With VB.NET I get (A) objects, (B) strings, (C) memory management ("Look, Ma, no memory leaks!"), (D) good enough exceptional condition handling, (E) platform invoke for calling, say, C, (F) fast compiling with good error messages and so far no bugs encountered, (G) reasonably good documentation, (H) ability to have subroutines and functions and some scope of names functionality, (I) the usual Do While and If-Then-Else, (J) the math functions and some good time and date handling functions,(K) easy comment syntax, .... Looks fine to me.
I'd like more on scope of names, e.g., as in PL/I. Maybe a pre-processor, e.g., again as in PL/I, would be nice. At times longer precision arithmetic would be nice; I don't know what the latest x86 has in hardware. And I can think of some things new to programming languages that would be nice.

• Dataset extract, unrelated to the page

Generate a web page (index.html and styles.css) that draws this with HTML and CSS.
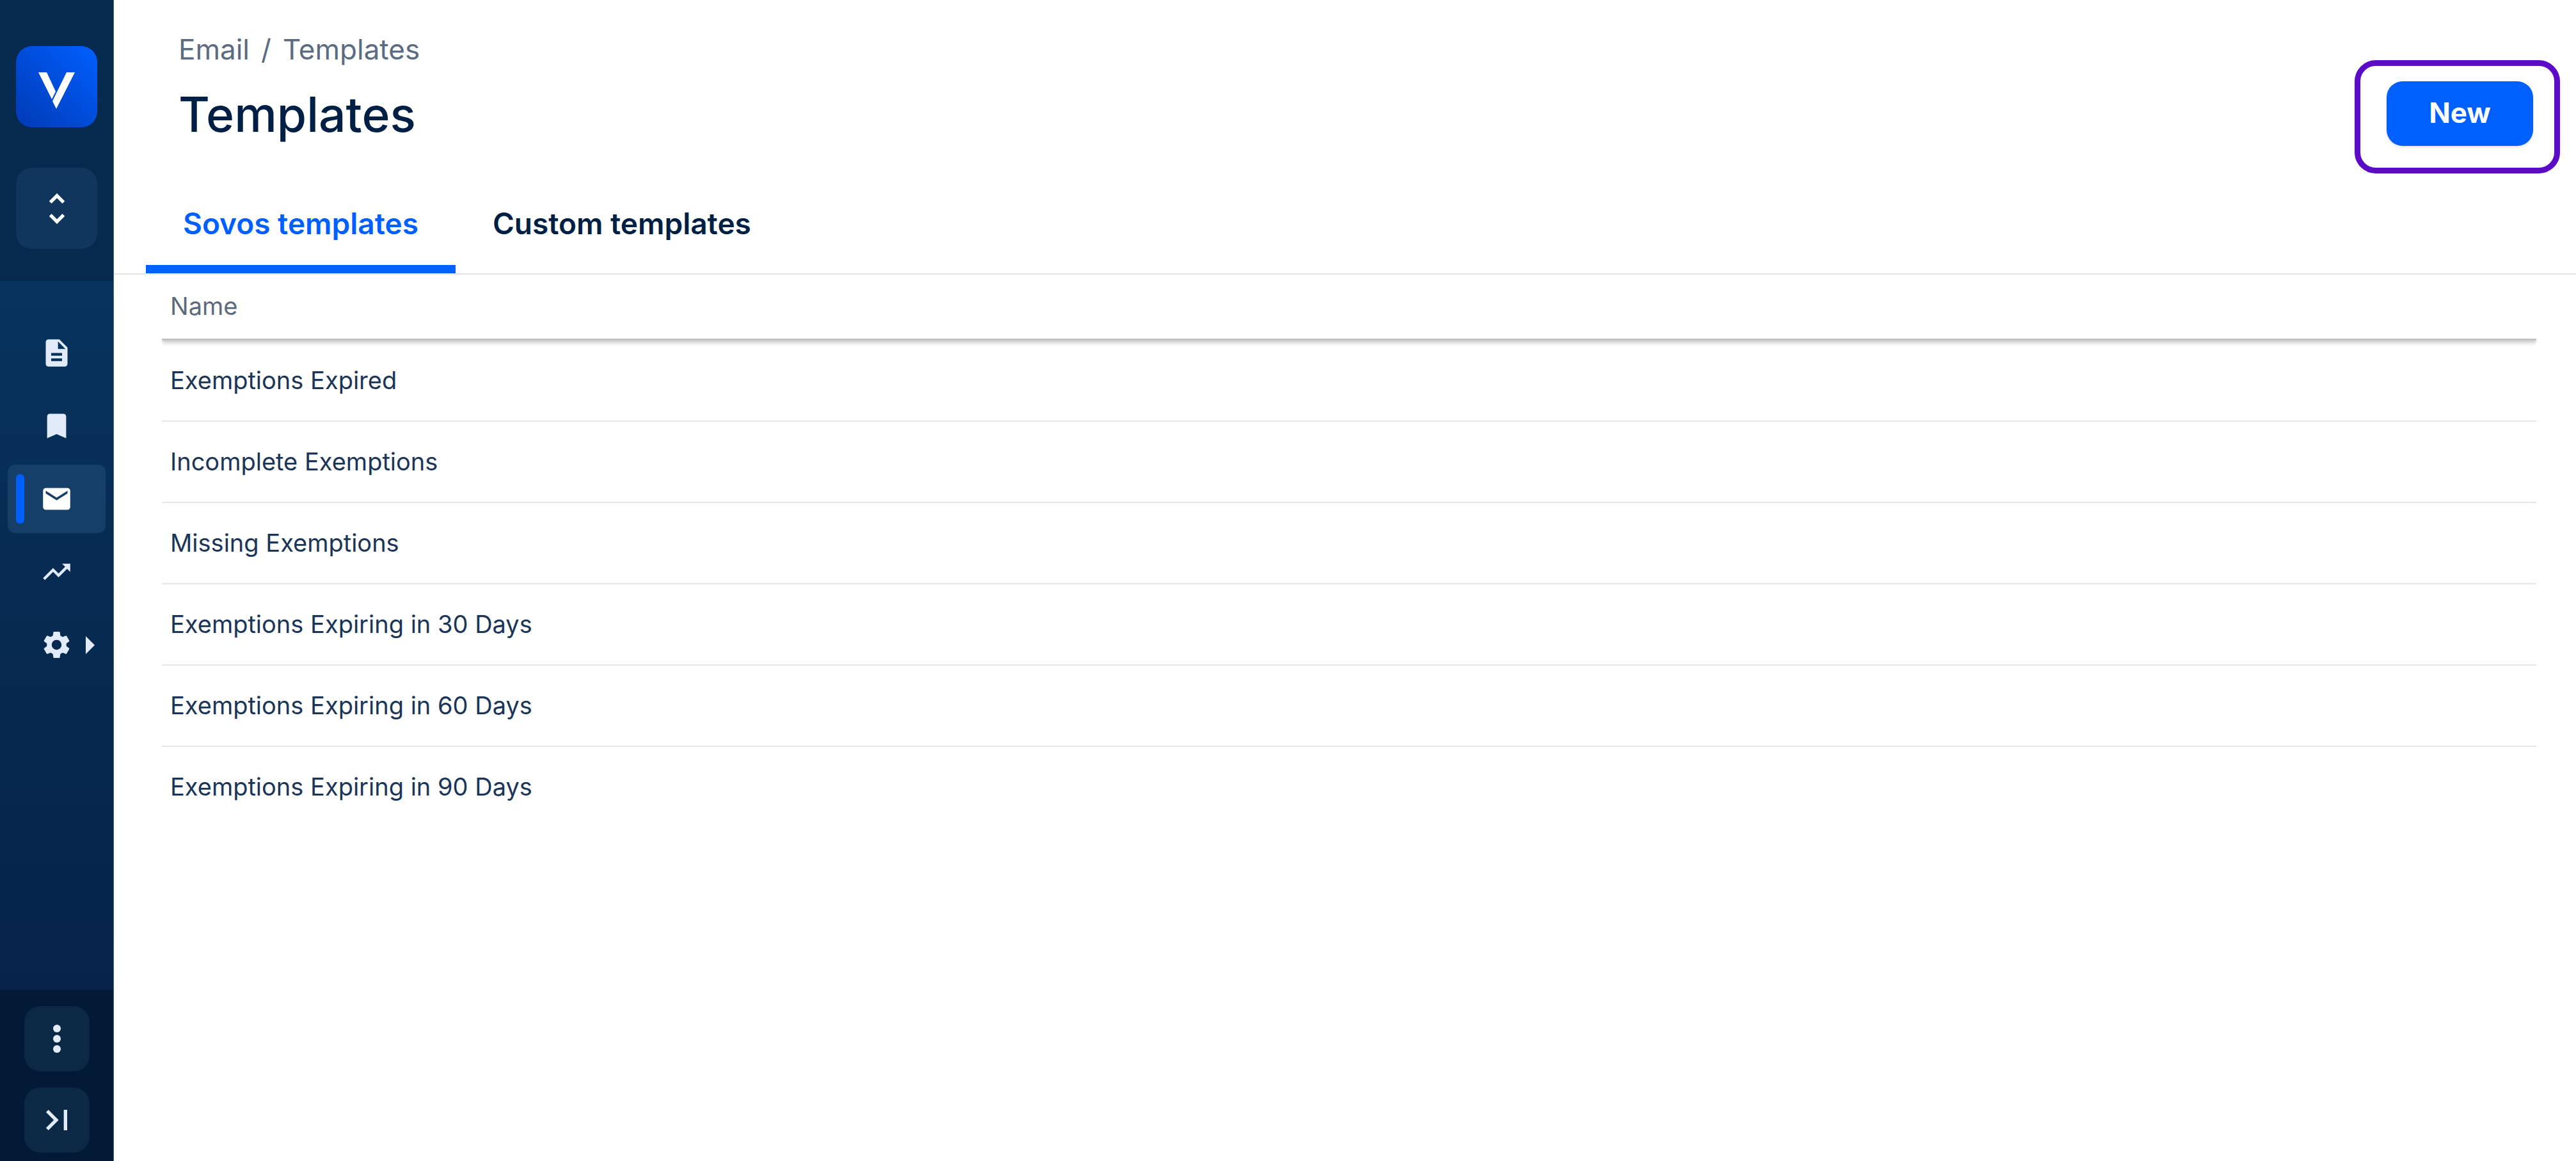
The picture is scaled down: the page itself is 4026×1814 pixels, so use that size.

But I can't complain: VB.NET has let me write my 24,000 statements in 100,000 lines of typing (just from my favorite editor KEdit and a lot of macros but no use of an IDE). So, with the 100,000 lines for 24,000 statements, there is a lot of internal documentation.
I had no trouble debugging the code. I wrote no prototype code, and my code doesn't need refactoring. The code looks fine for quite significant production.
For ASP.NET and IIS, maybe I could gripe: First, I didn't like their approaches to Web user session state. So, I wrote my own Web Session State Server, just TCP/IP socket communications with de/serialization, and two instances of their main collection class -- darned fast and easy enough to scale just via sharding, even without Web user session affinity. For the input queue, I just used the TCP/IP FIFO; the queue depth permitted should be deep enough.
For a Web site log server, again I don't like what Microsoft has so, as soon as I rebuild the main boot partition on my development computer from a disaster, I'll take the Web Session State Store, rip out the use of the collection class, put in a file write statement, and, presto, bingo, get a Web site log server.
In total the work had a lot of mud wrestling and fighting unexpected problems.
But the work that was uniquely mine and at all predictable was all fast, fun, and easy.